Gluten Free Diets

GLUTEN-FREEWhat’s with all the talk about moving from traditional diets to a gluten free diet? As you walk down the aisles of the supermarket these days you see more and more labels touting “Gluten Free”. If you go to any catered function you will see several items labeled gluten free. Every caterer knows about specialty meals, there’s nothing new about that, but the keen awareness put on gluten free products has risen significantly.

So why have gluten free diets gotten such a bad rap recently? Many people think its just another marketing trend. Remember when we were told – and sold – that eggs were bad for us? A nationwide campaign was launched that sent fear into the hearts of anyone wanting to eat eggs for breakfast. The marketing machine manipulated us as a nation into thinking the only safe part of the egg to eat on a regular basis was the egg’s whites. Products were introduced and sold like crazy, as the population bought into the concept hook, line and sinker. To this day I wonder who was behind that scam and for what monetary gain? Gluten is a different story. Of course the marketing machine has jumped on board, but this time at the request of the informed consumer.

You might wonder if gluten is so bad how on earth have we managed for the centuries we’ve been eating it? It’s been shown that we are not eating the same gluten our ancestors ate, and in fact today’s grains bear little resemblance to gluten we consumed just over 50 years ago. As a result of bio-engineering and crossing different plants to arrive at new varieties gluten has been given a entire makeover. These manipulations have increased the grains to contain up to 40 times the amount of gluten that they had just a few decades ago. Why? There are a couple of theories: This process increases yield and the increase in gluten within a food makes the product more appealing to the palette. The second reason substantiates that modern gluten-containing grains are more addictive.

Gluten is the Latin word for glue. It is a protein composite that acts as a binding agent and is found in wheat, rye, barley, spelt, kamut and bulgar. It’s the stuff that makes our morning muffin or that slice of pizza so tasty. It’s in almost everything on the shelves from breads to salad dressings. It’s used as a filler and and adhesive not only in foods but also in personal care items.

Gluten sensitivity and Celiac Disease are not necessarily the same. Celiac Disease is a uncompromising reaction to gluten in any form. Consuming gluten for a Celiac is debilitating and eventually life threatening. Gluten sensitivity is not the same, yet can cause a lot of damage if left unattended. While many people are tolerant, but sensitive to gluten they may be suffering from the side effects without realizing that their intake of gluten is the culprit.

More evidence has been revealed that food products using gluten are the dietary causes of serious health issues facing our society today.
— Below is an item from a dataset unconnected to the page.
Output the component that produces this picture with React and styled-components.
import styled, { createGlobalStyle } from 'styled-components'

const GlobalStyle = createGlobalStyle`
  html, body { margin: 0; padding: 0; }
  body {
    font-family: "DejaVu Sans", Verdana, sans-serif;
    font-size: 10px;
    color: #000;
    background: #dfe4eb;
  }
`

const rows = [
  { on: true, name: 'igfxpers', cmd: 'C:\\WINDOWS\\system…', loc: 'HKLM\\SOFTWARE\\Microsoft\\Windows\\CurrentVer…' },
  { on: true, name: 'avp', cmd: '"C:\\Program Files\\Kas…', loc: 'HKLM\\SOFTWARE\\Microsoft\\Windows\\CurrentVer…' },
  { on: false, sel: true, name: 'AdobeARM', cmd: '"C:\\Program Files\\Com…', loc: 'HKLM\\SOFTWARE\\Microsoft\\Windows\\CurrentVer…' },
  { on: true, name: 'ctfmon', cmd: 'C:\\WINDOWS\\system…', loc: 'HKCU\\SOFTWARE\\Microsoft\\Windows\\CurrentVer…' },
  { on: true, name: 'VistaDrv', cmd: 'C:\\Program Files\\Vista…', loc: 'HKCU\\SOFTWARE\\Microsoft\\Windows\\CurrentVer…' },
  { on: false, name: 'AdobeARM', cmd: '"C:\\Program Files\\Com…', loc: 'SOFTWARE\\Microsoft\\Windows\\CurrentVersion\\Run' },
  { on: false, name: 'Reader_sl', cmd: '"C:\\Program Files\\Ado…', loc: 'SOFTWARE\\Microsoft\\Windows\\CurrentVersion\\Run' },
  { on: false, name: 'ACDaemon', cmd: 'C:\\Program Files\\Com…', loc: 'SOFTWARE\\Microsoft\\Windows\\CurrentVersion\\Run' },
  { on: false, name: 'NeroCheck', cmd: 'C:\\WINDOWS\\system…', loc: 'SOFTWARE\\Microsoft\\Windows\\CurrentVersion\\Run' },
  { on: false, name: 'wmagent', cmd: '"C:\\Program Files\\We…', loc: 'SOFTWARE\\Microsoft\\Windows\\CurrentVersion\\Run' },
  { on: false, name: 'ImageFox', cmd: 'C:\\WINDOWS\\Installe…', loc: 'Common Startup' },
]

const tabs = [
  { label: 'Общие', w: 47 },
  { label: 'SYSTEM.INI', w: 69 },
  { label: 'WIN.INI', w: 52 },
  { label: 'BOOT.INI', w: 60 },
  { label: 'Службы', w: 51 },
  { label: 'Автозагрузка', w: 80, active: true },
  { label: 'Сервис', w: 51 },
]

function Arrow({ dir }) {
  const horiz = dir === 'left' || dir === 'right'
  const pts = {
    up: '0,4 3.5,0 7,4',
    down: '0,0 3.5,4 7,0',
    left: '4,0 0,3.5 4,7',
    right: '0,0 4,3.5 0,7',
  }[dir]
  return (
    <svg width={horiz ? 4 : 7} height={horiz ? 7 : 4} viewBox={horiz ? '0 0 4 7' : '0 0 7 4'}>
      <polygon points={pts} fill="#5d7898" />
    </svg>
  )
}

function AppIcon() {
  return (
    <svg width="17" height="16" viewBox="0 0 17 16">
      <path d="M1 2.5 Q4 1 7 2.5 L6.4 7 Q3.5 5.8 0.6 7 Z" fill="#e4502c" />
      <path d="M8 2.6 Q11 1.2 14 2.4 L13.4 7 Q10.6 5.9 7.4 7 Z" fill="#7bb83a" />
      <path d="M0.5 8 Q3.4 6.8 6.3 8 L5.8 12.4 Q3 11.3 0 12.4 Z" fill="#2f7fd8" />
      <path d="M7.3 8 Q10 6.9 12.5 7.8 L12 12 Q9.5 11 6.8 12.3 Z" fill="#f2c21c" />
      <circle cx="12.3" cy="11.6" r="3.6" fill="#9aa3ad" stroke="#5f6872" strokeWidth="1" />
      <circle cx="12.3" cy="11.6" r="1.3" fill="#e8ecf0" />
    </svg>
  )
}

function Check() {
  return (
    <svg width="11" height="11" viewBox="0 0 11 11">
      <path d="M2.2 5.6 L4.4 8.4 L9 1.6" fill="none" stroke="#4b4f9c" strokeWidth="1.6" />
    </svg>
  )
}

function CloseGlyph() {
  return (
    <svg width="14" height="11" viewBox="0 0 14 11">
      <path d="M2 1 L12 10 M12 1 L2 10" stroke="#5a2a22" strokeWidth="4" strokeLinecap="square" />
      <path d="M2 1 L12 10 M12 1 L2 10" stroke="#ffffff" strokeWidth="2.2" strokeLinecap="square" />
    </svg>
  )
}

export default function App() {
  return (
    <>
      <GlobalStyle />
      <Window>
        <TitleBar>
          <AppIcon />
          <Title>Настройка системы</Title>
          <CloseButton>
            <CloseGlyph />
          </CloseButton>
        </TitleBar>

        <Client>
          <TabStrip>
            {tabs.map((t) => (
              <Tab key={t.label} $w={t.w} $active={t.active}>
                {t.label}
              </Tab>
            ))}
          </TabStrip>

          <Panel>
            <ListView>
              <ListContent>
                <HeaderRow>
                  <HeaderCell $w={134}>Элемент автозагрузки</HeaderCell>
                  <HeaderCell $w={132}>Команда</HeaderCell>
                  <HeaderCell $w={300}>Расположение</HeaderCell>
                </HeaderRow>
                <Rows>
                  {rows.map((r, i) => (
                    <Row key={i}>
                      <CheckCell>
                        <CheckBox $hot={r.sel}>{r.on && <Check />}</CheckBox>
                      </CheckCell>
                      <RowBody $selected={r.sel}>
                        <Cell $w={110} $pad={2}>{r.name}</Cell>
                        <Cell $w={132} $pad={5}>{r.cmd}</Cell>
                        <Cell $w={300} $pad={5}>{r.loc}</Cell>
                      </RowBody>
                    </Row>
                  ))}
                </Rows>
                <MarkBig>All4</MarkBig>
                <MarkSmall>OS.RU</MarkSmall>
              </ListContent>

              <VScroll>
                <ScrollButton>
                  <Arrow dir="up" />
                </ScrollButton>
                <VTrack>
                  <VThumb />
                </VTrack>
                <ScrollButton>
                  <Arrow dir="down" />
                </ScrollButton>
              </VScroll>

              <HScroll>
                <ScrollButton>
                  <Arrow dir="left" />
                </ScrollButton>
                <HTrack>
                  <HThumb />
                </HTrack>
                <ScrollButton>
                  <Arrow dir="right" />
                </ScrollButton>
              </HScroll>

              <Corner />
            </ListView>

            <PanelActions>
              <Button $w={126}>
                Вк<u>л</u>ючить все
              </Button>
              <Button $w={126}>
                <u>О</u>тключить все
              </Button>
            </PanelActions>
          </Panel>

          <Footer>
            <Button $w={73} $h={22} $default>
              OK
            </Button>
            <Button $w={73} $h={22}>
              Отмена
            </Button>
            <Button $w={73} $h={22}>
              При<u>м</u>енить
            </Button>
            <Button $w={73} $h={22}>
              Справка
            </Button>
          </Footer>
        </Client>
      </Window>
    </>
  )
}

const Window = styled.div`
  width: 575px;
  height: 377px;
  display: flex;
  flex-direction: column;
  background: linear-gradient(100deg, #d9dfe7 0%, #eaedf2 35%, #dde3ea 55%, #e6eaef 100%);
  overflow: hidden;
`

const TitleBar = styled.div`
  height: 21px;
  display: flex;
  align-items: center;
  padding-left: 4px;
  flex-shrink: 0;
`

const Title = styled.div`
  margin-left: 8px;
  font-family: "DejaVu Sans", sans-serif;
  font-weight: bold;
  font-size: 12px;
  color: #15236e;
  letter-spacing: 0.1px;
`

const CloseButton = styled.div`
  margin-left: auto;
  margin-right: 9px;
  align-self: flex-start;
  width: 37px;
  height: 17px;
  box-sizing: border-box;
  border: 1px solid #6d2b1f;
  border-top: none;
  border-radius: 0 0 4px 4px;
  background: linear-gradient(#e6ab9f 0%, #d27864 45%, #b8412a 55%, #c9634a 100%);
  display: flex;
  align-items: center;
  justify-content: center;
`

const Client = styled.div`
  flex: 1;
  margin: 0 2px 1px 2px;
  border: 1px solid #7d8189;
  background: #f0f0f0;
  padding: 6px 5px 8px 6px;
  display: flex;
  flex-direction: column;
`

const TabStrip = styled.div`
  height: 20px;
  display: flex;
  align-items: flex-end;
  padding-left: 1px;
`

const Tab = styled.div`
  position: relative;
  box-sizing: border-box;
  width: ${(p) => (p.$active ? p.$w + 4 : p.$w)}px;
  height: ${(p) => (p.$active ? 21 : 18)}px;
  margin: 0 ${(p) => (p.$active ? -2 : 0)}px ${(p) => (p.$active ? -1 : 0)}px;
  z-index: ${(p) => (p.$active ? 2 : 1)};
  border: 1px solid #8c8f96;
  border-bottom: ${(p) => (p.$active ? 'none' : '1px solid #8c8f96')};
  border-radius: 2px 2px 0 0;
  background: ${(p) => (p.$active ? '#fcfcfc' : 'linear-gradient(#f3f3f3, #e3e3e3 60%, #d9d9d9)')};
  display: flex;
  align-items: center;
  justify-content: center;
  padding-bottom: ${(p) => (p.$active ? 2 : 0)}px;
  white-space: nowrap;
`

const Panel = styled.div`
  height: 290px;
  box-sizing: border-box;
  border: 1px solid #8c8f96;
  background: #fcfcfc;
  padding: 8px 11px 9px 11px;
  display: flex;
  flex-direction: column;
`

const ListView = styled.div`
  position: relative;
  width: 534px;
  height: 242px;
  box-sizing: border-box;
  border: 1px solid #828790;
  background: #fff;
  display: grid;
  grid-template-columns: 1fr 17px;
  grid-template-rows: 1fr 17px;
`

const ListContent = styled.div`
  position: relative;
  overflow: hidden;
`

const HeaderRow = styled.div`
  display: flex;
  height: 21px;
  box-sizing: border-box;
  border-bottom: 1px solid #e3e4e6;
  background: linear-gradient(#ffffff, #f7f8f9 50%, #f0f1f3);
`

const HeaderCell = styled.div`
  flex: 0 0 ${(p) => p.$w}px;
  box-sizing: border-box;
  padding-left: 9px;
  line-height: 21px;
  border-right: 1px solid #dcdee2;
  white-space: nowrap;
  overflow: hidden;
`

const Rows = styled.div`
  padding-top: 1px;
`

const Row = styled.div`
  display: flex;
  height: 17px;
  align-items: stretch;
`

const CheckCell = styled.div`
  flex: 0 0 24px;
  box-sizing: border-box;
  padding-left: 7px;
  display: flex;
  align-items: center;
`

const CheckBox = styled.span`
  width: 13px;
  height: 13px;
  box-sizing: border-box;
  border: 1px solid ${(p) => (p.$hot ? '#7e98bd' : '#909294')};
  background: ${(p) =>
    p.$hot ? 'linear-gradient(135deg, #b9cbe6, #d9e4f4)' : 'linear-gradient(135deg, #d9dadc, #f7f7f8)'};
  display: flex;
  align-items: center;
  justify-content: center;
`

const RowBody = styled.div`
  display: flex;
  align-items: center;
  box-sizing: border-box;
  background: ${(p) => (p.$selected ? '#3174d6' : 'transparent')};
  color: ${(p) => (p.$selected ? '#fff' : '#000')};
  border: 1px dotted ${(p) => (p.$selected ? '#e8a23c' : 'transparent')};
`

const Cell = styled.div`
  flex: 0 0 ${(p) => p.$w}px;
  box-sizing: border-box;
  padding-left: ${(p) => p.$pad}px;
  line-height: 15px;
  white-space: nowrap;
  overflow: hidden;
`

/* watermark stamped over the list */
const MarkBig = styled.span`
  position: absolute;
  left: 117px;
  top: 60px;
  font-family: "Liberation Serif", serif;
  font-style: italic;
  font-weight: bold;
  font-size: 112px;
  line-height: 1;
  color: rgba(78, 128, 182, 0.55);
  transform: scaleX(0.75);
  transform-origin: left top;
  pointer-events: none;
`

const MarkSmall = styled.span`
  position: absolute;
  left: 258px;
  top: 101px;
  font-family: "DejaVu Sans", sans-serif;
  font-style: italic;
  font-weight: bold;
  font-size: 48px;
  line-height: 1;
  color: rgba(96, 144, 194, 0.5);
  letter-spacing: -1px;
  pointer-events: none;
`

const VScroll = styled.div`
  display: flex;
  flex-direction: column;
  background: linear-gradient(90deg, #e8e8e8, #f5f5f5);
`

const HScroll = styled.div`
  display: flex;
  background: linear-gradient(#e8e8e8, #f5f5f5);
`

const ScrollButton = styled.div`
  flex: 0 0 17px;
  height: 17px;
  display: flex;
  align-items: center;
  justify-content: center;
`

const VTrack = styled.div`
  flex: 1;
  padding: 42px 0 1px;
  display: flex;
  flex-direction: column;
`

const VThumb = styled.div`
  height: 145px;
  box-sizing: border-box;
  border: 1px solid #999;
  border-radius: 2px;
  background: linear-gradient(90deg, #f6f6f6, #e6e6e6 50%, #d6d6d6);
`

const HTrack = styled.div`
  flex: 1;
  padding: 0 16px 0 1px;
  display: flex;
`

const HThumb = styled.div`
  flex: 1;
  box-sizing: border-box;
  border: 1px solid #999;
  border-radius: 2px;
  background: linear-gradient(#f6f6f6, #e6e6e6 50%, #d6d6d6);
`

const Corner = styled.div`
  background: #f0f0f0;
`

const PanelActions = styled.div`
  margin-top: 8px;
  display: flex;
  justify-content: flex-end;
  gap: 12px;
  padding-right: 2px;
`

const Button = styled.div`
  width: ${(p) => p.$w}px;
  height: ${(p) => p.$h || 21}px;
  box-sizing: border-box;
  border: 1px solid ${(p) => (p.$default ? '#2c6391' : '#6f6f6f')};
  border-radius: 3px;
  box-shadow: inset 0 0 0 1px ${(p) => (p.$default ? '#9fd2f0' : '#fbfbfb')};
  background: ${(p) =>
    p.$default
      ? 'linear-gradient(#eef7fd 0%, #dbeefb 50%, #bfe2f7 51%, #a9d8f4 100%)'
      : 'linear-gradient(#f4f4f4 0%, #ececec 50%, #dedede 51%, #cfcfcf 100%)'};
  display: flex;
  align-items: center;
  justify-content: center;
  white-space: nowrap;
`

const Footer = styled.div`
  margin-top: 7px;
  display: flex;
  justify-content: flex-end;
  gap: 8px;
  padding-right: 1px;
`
Studies showing the consistent intake of gluten to be linked to a number of present day ailments. To name a few; inflammation, the root symptom of rheumatoid arthritis, Lupus, as well as digestive problems and cognitive disorders like dementia and Alzheimers, depression, and neurological problems like Parkinsons, ataxia, dystonia, a severe spasms throughout the body. These may seem extreme, but since the introduction of low fat and high carbohydrates containing gluten into the eating pyramid an increase in these maladies has gone up significantly.

There are many of studies on this topic and Dr. David Perlmutter, MD’s best seller Grain Brain would be an excellent reference to start learning more. Gluten free diets may not be for everyone, but for some they might just be the ticket to living a healthier and happier lifestyle.